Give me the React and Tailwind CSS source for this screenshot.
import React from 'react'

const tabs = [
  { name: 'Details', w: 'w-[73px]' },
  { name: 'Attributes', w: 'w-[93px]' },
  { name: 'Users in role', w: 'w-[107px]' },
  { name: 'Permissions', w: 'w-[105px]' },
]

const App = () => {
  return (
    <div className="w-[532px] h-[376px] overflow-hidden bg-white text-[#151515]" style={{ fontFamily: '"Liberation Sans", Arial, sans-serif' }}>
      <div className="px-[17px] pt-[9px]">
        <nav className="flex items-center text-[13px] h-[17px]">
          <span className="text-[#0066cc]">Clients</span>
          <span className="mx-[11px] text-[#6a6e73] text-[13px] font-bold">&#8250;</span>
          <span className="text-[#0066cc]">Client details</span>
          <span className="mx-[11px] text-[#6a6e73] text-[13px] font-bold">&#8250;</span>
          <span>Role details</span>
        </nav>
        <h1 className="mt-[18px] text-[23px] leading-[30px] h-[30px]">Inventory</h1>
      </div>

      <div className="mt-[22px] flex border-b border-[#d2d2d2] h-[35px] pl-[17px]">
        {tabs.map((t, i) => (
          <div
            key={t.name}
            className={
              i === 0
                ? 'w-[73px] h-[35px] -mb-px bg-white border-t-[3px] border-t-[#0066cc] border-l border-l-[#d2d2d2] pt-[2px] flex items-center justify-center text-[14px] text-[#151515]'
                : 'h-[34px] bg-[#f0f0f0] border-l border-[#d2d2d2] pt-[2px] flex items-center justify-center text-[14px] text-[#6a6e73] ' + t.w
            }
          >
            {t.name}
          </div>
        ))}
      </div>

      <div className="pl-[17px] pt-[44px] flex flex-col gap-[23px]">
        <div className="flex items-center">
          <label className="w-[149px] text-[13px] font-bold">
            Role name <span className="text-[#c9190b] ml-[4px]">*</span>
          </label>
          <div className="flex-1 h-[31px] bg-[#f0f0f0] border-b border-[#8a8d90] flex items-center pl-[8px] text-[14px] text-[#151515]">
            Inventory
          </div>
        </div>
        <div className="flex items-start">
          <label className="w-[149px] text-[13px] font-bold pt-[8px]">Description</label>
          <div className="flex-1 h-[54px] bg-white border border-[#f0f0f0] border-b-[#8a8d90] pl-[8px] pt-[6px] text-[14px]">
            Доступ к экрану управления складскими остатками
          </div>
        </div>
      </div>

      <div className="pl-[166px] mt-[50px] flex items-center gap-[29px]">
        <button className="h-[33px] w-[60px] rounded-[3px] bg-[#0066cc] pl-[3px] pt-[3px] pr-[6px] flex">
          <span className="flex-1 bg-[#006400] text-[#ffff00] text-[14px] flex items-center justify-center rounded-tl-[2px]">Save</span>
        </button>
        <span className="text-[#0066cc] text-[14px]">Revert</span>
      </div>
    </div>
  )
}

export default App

--

* _STATED EXERCISE_: Quote every line of the data, word for word.

* _ANSWER FOR THE TASK_:
Give me the React and Tailwind CSS source for this screenshot.
import React from 'react'

const tabs = [
  { name: 'Details', w: 'w-[73px]' },
  { name: 'Attributes', w: 'w-[93px]' },
  { name: 'Users in role', w: 'w-[107px]' },
  { name: 'Permissions', w: 'w-[105px]' },
]

const App = () => {
  return (
    <div className="w-[532px] h-[376px] overflow-hidden bg-white text-[#151515]" style={{ fontFamily: '"Liberation Sans", Arial, sans-serif' }}>
      <div className="px-[17px] pt-[9px]">
        <nav className="flex items-center text-[13px] h-[17px]">
          <span className="text-[#0066cc]">Clients</span>
          <span className="mx-[11px] text-[#6a6e73] text-[13px] font-bold">&#8250;</span>
          <span className="text-[#0066cc]">Client details</span>
          <span className="mx-[11px] text-[#6a6e73] text-[13px] font-bold">&#8250;</span>
          <span>Role details</span>
        </nav>
        <h1 className="mt-[18px] text-[23px] leading-[30px] h-[30px]">Inventory</h1>
      </div>

      <div className="mt-[22px] flex border-b border-[#d2d2d2] h-[35px] pl-[17px]">
        {tabs.map((t, i) => (
          <div
            key={t.name}
            className={
              i === 0
                ? 'w-[73px] h-[35px] -mb-px bg-white border-t-[3px] border-t-[#0066cc] border-l border-l-[#d2d2d2] pt-[2px] flex items-center justify-center text-[14px] text-[#151515]'
                : 'h-[34px] bg-[#f0f0f0] border-l border-[#d2d2d2] pt-[2px] flex items-center justify-center text-[14px] text-[#6a6e73] ' + t.w
            }
          >
            {t.name}
          </div>
        ))}
      </div>

      <div className="pl-[17px] pt-[44px] flex flex-col gap-[23px]">
        <div className="flex items-center">
          <label className="w-[149px] text-[13px] font-bold">
            Role name <span className="text-[#c9190b] ml-[4px]">*</span>
          </label>
          <div className="flex-1 h-[31px] bg-[#f0f0f0] border-b border-[#8a8d90] flex items-center pl-[8px] text-[14px] text-[#151515]">
            Inventory
          </div>
        </div>
        <div className="flex items-start">
          <label className="w-[149px] text-[13px] font-bold pt-[8px]">Description</label>
          <div className="flex-1 h-[54px] bg-white border border-[#f0f0f0] border-b-[#8a8d90] pl-[8px] pt-[6px] text-[14px]">
            Доступ к экрану управления складскими остатками
          </div>
        </div>
      </div>

      <div className="pl-[166px] mt-[50px] flex items-center gap-[29px]">
        <button className="h-[33px] w-[60px] rounded-[3px] bg-[#0066cc] pl-[3px] pt-[3px] pr-[6px] flex">
          <span className="flex-1 bg-[#006400] text-[#ffff00] text-[14px] flex items-center justify-center rounded-tl-[2px]">Save</span>
        </button>
        <span className="text-[#0066cc] text-[14px]">Revert</span>
      </div>
    </div>
  )
}

export default App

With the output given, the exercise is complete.